## PROBLEM TO WORK ON:
Quote the listing below in full and exactly as written, but omit every picture.

## DATA SECTION:
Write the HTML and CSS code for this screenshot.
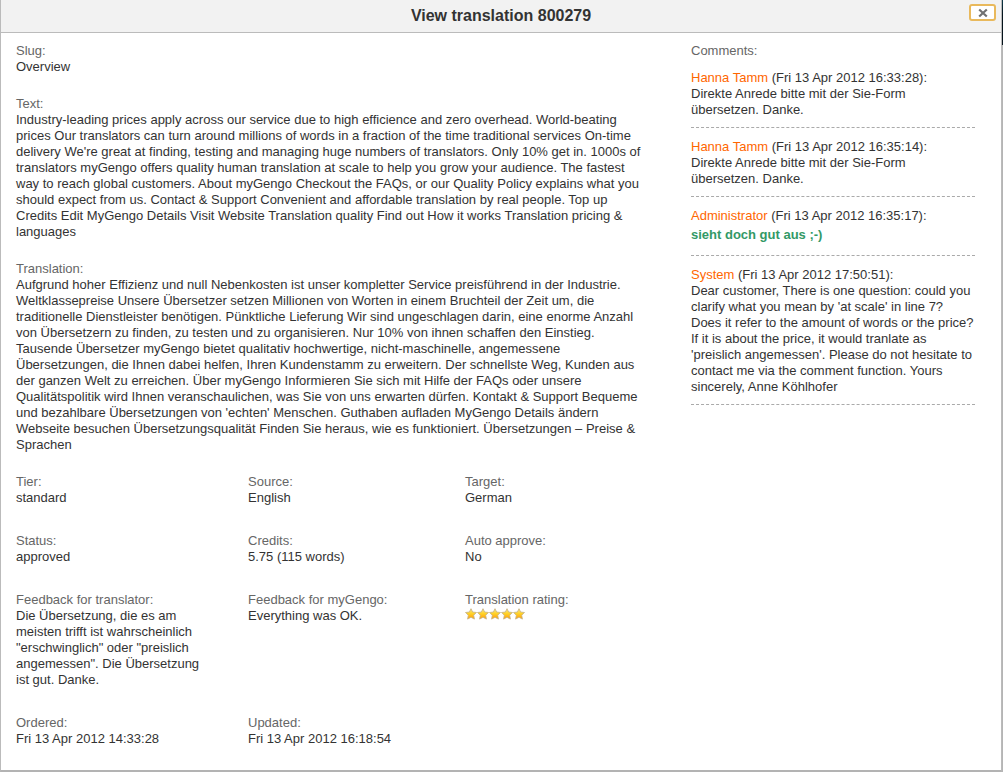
FILE: index.html
```html
<!DOCTYPE html>
<html lang="en">
<head>
<meta charset="utf-8">
<title>View translation 800279</title>
<link rel="stylesheet" href="styles.css">
</head>
<body>
<svg class="defs" aria-hidden="true">
  <defs>
    <linearGradient id="gold" x1="0" y1="0" x2="0" y2="1">
      <stop offset="0" stop-color="#ffe98a"/>
      <stop offset="0.45" stop-color="#ffd42a"/>
      <stop offset="1" stop-color="#ff9c08"/>
    </linearGradient>
    <symbol id="star" viewBox="0 0 12 12">
      <path d="M6 .7 7.6 4l3.9.5-2.8 2.7.7 3.9L6 9.3l-3.4 1.8.7-3.9L.5 4.5 4.4 4z" fill="url(#gold)" stroke="#c4b083" stroke-width=".8" stroke-linejoin="round"/>
    </symbol>
  </defs>
</svg>
<div class="dialog" role="dialog" aria-labelledby="title">
  <header class="dialog-header">
    <h1 class="dialog-title" id="title">View translation 800279</h1>
    <button class="close" type="button" aria-label="Close">
      <svg class="close-icon" viewBox="0 0 10 10"><path d="M1.2 1.5 8.8 8.5M8.8 1.5 1.2 8.5" stroke="#707070" stroke-width="2.2"/></svg>
    </button>
  </header>
  <div class="dialog-body">
    <main class="details">
      <dl class="field">
        <dt>Slug:</dt>
        <dd>Overview</dd>
      </dl>
      <dl class="field">
        <dt>Text:</dt>
        <dd>Industry-leading prices apply across our service due to high efficience and zero overhead. World-beating prices Our translators can turn around millions of words in a fraction of the time traditional services On-time delivery We're great at finding, testing and managing huge numbers of translators. Only 10% get in. 1000s of translators myGengo offers quality human translation at scale to help you grow your audience. The fastest way to reach global customers. About myGengo Checkout the FAQs, or our Quality Policy explains what you should expect from us. Contact &amp; Support Convenient and affordable translation by real people. Top up Credits Edit MyGengo Details Visit Website Translation quality Find out How it works Translation pricing &amp; languages</dd>
      </dl>
      <dl class="field">
        <dt>Translation:</dt>
        <dd>Aufgrund hoher Effizienz und null Nebenkosten ist unser kompletter Service preisführend in der Industrie. Weltklassepreise Unsere Übersetzer setzen Millionen von Worten in einem Bruchteil der Zeit um, die traditionelle Dienstleister benötigen. Pünktliche Lieferung Wir sind ungeschlagen darin, eine enorme Anzahl von Übersetzern zu finden, zu testen und zu organisieren. Nur 10% von ihnen schaffen den Einstieg. Tausende Übersetzer myGengo bietet qualitativ hochwertige, nicht-maschinelle, angemessene Übersetzungen, die Ihnen dabei helfen, Ihren Kundenstamm zu erweitern. Der schnellste Weg, Kunden aus der ganzen Welt zu erreichen. Über myGengo Informieren Sie sich mit Hilfe der FAQs oder unsere Qualitätspolitik wird Ihnen veranschaulichen, was Sie von uns erwarten dürfen. Kontakt &amp; Support Bequeme und bezahlbare Übersetzungen von 'echten' Menschen. Guthaben aufladen MyGengo Details ändern Webseite besuchen Übersetzungsqualität Finden Sie heraus, wie es funktioniert. Übersetzungen – Preise &amp; Sprachen</dd>
      </dl>
      <div class="facts">
        <dl class="field"><dt>Tier:</dt><dd>standard</dd></dl>
        <dl class="field"><dt>Source:</dt><dd>English</dd></dl>
        <dl class="field"><dt>Target:</dt><dd>German</dd></dl>
        <dl class="field"><dt>Status:</dt><dd>approved</dd></dl>
        <dl class="field"><dt>Credits:</dt><dd>5.75 (115 words)</dd></dl>
        <dl class="field"><dt>Auto approve:</dt><dd>No</dd></dl>
        <dl class="field"><dt>Feedback for translator:</dt><dd>Die Übersetzung, die es am meisten trifft ist wahrscheinlich "erschwinglich" oder "preislich angemessen". Die Übersetzung ist gut. Danke.</dd></dl>
        <dl class="field"><dt>Feedback for myGengo:</dt><dd>Everything was OK.</dd></dl>
        <dl class="field">
          <dt>Translation rating:</dt>
          <dd class="stars" role="img" aria-label="5 stars">
            <svg class="star"><use href="#star"/></svg>
            <svg class="star"><use href="#star"/></svg>
            <svg class="star"><use href="#star"/></svg>
            <svg class="star"><use href="#star"/></svg>
            <svg class="star"><use href="#star"/></svg>
          </dd>
        </dl>
        <dl class="field"><dt>Ordered:</dt><dd>Fri 13 Apr 2012 14:33:28</dd></dl>
        <dl class="field"><dt>Updated:</dt><dd>Fri 13 Apr 2012 16:18:54</dd></dl>
      </div>
    </main>
    <aside class="comments">
      <h2 class="comments-title">Comments:</h2>
      <article class="comment">
        <p><span class="author">Hanna Tamm</span> (Fri 13 Apr 2012 16:33:28):</p>
        <p>Direkte Anrede bitte mit der Sie-Form übersetzen. Danke.</p>
      </article>
      <article class="comment">
        <p><span class="author">Hanna Tamm</span> (Fri 13 Apr 2012 16:35:14):</p>
        <p>Direkte Anrede bitte mit der Sie-Form übersetzen. Danke.</p>
      </article>
      <article class="comment">
        <p><span class="author">Administrator</span> (Fri 13 Apr 2012 16:35:17):</p>
        <p class="praise">sieht doch gut aus ;-)</p>
      </article>
      <article class="comment">
        <p><span class="author">System</span> (Fri 13 Apr 2012 17:50:51):</p>
        <p>Dear customer, There is one question: could you clarify what you mean by 'at scale' in line 7? Does it refer to the amount of words or the price? If it is about the price, it would tranlate as 'preislich angemessen'. Please do not hesitate to contact me via the comment function. Yours sincerely, Anne Köhlhofer</p>
      </article>
    </aside>
  </div>
</div>
</body>
</html>
```

FILE: styles.css
```css
* {
  box-sizing: border-box;
}

body {
  margin: 0;
  min-height: 100vh;
  display: flex;
  background: linear-gradient(#0d3a4a 0, #06141c 15px, #06141c 45px, #b5b5b5 45px);
  color: #333;
  font: 13px/16px "Liberation Sans", Arial, sans-serif;
}

h1, h2, p, dl, dd {
  margin: 0;
}

.defs {
  position: absolute;
  width: 0;
  height: 0;
}

.dialog {
  flex: 1;
  min-width: 0;
  margin-right: 1px;
  background: #fff;
  border: 1px solid #bbb;
  border-top: 0;
  border-bottom: 2px solid #b3b3b3;
}

.dialog-header {
  position: relative;
  padding: 6px 48px 6px 48px;
  background: #f2f2f2;
  border-bottom: 1px solid #bbb;
  text-align: center;
}

.dialog-title {
  font-size: 16px;
  line-height: 20px;
}

.close {
  position: absolute;
  top: 4px;
  right: 5px;
  width: 27px;
  height: 17px;
  padding: 0;
  display: flex;
  align-items: center;
  justify-content: center;
  background: #fff;
  border: 2px solid #e9b95c;
  border-radius: 3px;
}

.close-icon {
  width: 10px;
  height: 10px;
}

.dialog-body {
  display: grid;
  grid-template-columns: minmax(0, 635fr) minmax(0, 284fr);
  column-gap: 40px;
  padding: 10px 26px 22px 15px;
}

.details {
  display: flex;
  flex-direction: column;
  gap: 21px;
}

.facts {
  display: grid;
  grid-template-columns: 232fr 217fr 186fr;
  row-gap: 27px;
}

.facts .field {
  padding-right: 40px;
}

dt, .comments-title {
  color: #666;
  font-size: 13px;
  font-weight: normal;
}

.stars {
  display: flex;
}

.star {
  width: 12px;
  height: 12px;
}

.comments-title {
  margin-bottom: 11px;
}

.comment {
  padding-bottom: 9px;
  margin-bottom: 11px;
  border-bottom: 1px dashed #aaa;
}

.author {
  color: #f60;
}

.praise {
  padding: 3px 0;
  color: #339966;
  font-weight: bold;
}
```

## EXPECTED ANSWER:
Write the HTML and CSS code for this screenshot.
FILE: index.html
```html
<!DOCTYPE html>
<html lang="en">
<head>
<meta charset="utf-8">
<title>View translation 800279</title>
<link rel="stylesheet" href="styles.css">
</head>
<body>
<svg class="defs" aria-hidden="true">
  <defs>
    <linearGradient id="gold" x1="0" y1="0" x2="0" y2="1">
      <stop offset="0" stop-color="#ffe98a"/>
      <stop offset="0.45" stop-color="#ffd42a"/>
      <stop offset="1" stop-color="#ff9c08"/>
    </linearGradient>
    <symbol id="star" viewBox="0 0 12 12">
      <path d="M6 .7 7.6 4l3.9.5-2.8 2.7.7 3.9L6 9.3l-3.4 1.8.7-3.9L.5 4.5 4.4 4z" fill="url(#gold)" stroke="#c4b083" stroke-width=".8" stroke-linejoin="round"/>
    </symbol>
  </defs>
</svg>
<div class="dialog" role="dialog" aria-labelledby="title">
  <header class="dialog-header">
    <h1 class="dialog-title" id="title">View translation 800279</h1>
    <button class="close" type="button" aria-label="Close">
      <svg class="close-icon" viewBox="0 0 10 10"><path d="M1.2 1.5 8.8 8.5M8.8 1.5 1.2 8.5" stroke="#707070" stroke-width="2.2"/></svg>
    </button>
  </header>
  <div class="dialog-body">
    <main class="details">
      <dl class="field">
        <dt>Slug:</dt>
        <dd>Overview</dd>
      </dl>
      <dl class="field">
        <dt>Text:</dt>
        <dd>Industry-leading prices apply across our service due to high efficience and zero overhead. World-beating prices Our translators can turn around millions of words in a fraction of the time traditional services On-time delivery We're great at finding, testing and managing huge numbers of translators. Only 10% get in. 1000s of translators myGengo offers quality human translation at scale to help you grow your audience. The fastest way to reach global customers. About myGengo Checkout the FAQs, or our Quality Policy explains what you should expect from us. Contact &amp; Support Convenient and affordable translation by real people. Top up Credits Edit MyGengo Details Visit Website Translation quality Find out How it works Translation pricing &amp; languages</dd>
      </dl>
      <dl class="field">
        <dt>Translation:</dt>
        <dd>Aufgrund hoher Effizienz und null Nebenkosten ist unser kompletter Service preisführend in der Industrie. Weltklassepreise Unsere Übersetzer setzen Millionen von Worten in einem Bruchteil der Zeit um, die traditionelle Dienstleister benötigen. Pünktliche Lieferung Wir sind ungeschlagen darin, eine enorme Anzahl von Übersetzern zu finden, zu testen und zu organisieren. Nur 10% von ihnen schaffen den Einstieg. Tausende Übersetzer myGengo bietet qualitativ hochwertige, nicht-maschinelle, angemessene Übersetzungen, die Ihnen dabei helfen, Ihren Kundenstamm zu erweitern. Der schnellste Weg, Kunden aus der ganzen Welt zu erreichen. Über myGengo Informieren Sie sich mit Hilfe der FAQs oder unsere Qualitätspolitik wird Ihnen veranschaulichen, was Sie von uns erwarten dürfen. Kontakt &amp; Support Bequeme und bezahlbare Übersetzungen von 'echten' Menschen. Guthaben aufladen MyGengo Details ändern Webseite besuchen Übersetzungsqualität Finden Sie heraus, wie es funktioniert. Übersetzungen – Preise &amp; Sprachen</dd>
      </dl>
      <div class="facts">
        <dl class="field"><dt>Tier:</dt><dd>standard</dd></dl>
        <dl class="field"><dt>Source:</dt><dd>English</dd></dl>
        <dl class="field"><dt>Target:</dt><dd>German</dd></dl>
        <dl class="field"><dt>Status:</dt><dd>approved</dd></dl>
        <dl class="field"><dt>Credits:</dt><dd>5.75 (115 words)</dd></dl>
        <dl class="field"><dt>Auto approve:</dt><dd>No</dd></dl>
        <dl class="field"><dt>Feedback for translator:</dt><dd>Die Übersetzung, die es am meisten trifft ist wahrscheinlich "erschwinglich" oder "preislich angemessen". Die Übersetzung ist gut. Danke.</dd></dl>
        <dl class="field"><dt>Feedback for myGengo:</dt><dd>Everything was OK.</dd></dl>
        <dl class="field">
          <dt>Translation rating:</dt>
          <dd class="stars" role="img" aria-label="5 stars">
            <svg class="star"><use href="#star"/></svg>
            <svg class="star"><use href="#star"/></svg>
            <svg class="star"><use href="#star"/></svg>
            <svg class="star"><use href="#star"/></svg>
            <svg class="star"><use href="#star"/></svg>
          </dd>
        </dl>
        <dl class="field"><dt>Ordered:</dt><dd>Fri 13 Apr 2012 14:33:28</dd></dl>
        <dl class="field"><dt>Updated:</dt><dd>Fri 13 Apr 2012 16:18:54</dd></dl>
      </div>
    </main>
    <aside class="comments">
      <h2 class="comments-title">Comments:</h2>
      <article class="comment">
        <p><span class="author">Hanna Tamm</span> (Fri 13 Apr 2012 16:33:28):</p>
        <p>Direkte Anrede bitte mit der Sie-Form übersetzen. Danke.</p>
      </article>
      <article class="comment">
        <p><span class="author">Hanna Tamm</span> (Fri 13 Apr 2012 16:35:14):</p>
        <p>Direkte Anrede bitte mit der Sie-Form übersetzen. Danke.</p>
      </article>
      <article class="comment">
        <p><span class="author">Administrator</span> (Fri 13 Apr 2012 16:35:17):</p>
        <p class="praise">sieht doch gut aus ;-)</p>
      </article>
      <article class="comment">
        <p><span class="author">System</span> (Fri 13 Apr 2012 17:50:51):</p>
        <p>Dear customer, There is one question: could you clarify what you mean by 'at scale' in line 7? Does it refer to the amount of words or the price? If it is about the price, it would tranlate as 'preislich angemessen'. Please do not hesitate to contact me via the comment function. Yours sincerely, Anne Köhlhofer</p>
      </article>
    </aside>
  </div>
</div>
</body>
</html>
```

FILE: styles.css
```css
* {
  box-sizing: border-box;
}

body {
  margin: 0;
  min-height: 100vh;
  display: flex;
  background: linear-gradient(#0d3a4a 0, #06141c 15px, #06141c 45px, #b5b5b5 45px);
  color: #333;
  font: 13px/16px "Liberation Sans", Arial, sans-serif;
}

h1, h2, p, dl, dd {
  margin: 0;
}

.defs {
  position: absolute;
  width: 0;
  height: 0;
}

.dialog {
  flex: 1;
  min-width: 0;
  margin-right: 1px;
  background: #fff;
  border: 1px solid #bbb;
  border-top: 0;
  border-bottom: 2px solid #b3b3b3;
}

.dialog-header {
  position: relative;
  padding: 6px 48px 6px 48px;
  background: #f2f2f2;
  border-bottom: 1px solid #bbb;
  text-align: center;
}

.dialog-title {
  font-size: 16px;
  line-height: 20px;
}

.close {
  position: absolute;
  top: 4px;
  right: 5px;
  width: 27px;
  height: 17px;
  padding: 0;
  display: flex;
  align-items: center;
  justify-content: center;
  background: #fff;
  border: 2px solid #e9b95c;
  border-radius: 3px;
}

.close-icon {
  width: 10px;
  height: 10px;
}

.dialog-body {
  display: grid;
  grid-template-columns: minmax(0, 635fr) minmax(0, 284fr);
  column-gap: 40px;
  padding: 10px 26px 22px 15px;
}

.details {
  display: flex;
  flex-direction: column;
  gap: 21px;
}

.facts {
  display: grid;
  grid-template-columns: 232fr 217fr 186fr;
  row-gap: 27px;
}

.facts .field {
  padding-right: 40px;
}

dt, .comments-title {
  color: #666;
  font-size: 13px;
  font-weight: normal;
}

.stars {
  display: flex;
}

.star {
  width: 12px;
  height: 12px;
}

.comments-title {
  margin-bottom: 11px;
}

.comment {
  padding-bottom: 9px;
  margin-bottom: 11px;
  border-bottom: 1px dashed #aaa;
}

.author {
  color: #f60;
}

.praise {
  padding: 3px 0;
  color: #339966;
  font-weight: bold;
}
```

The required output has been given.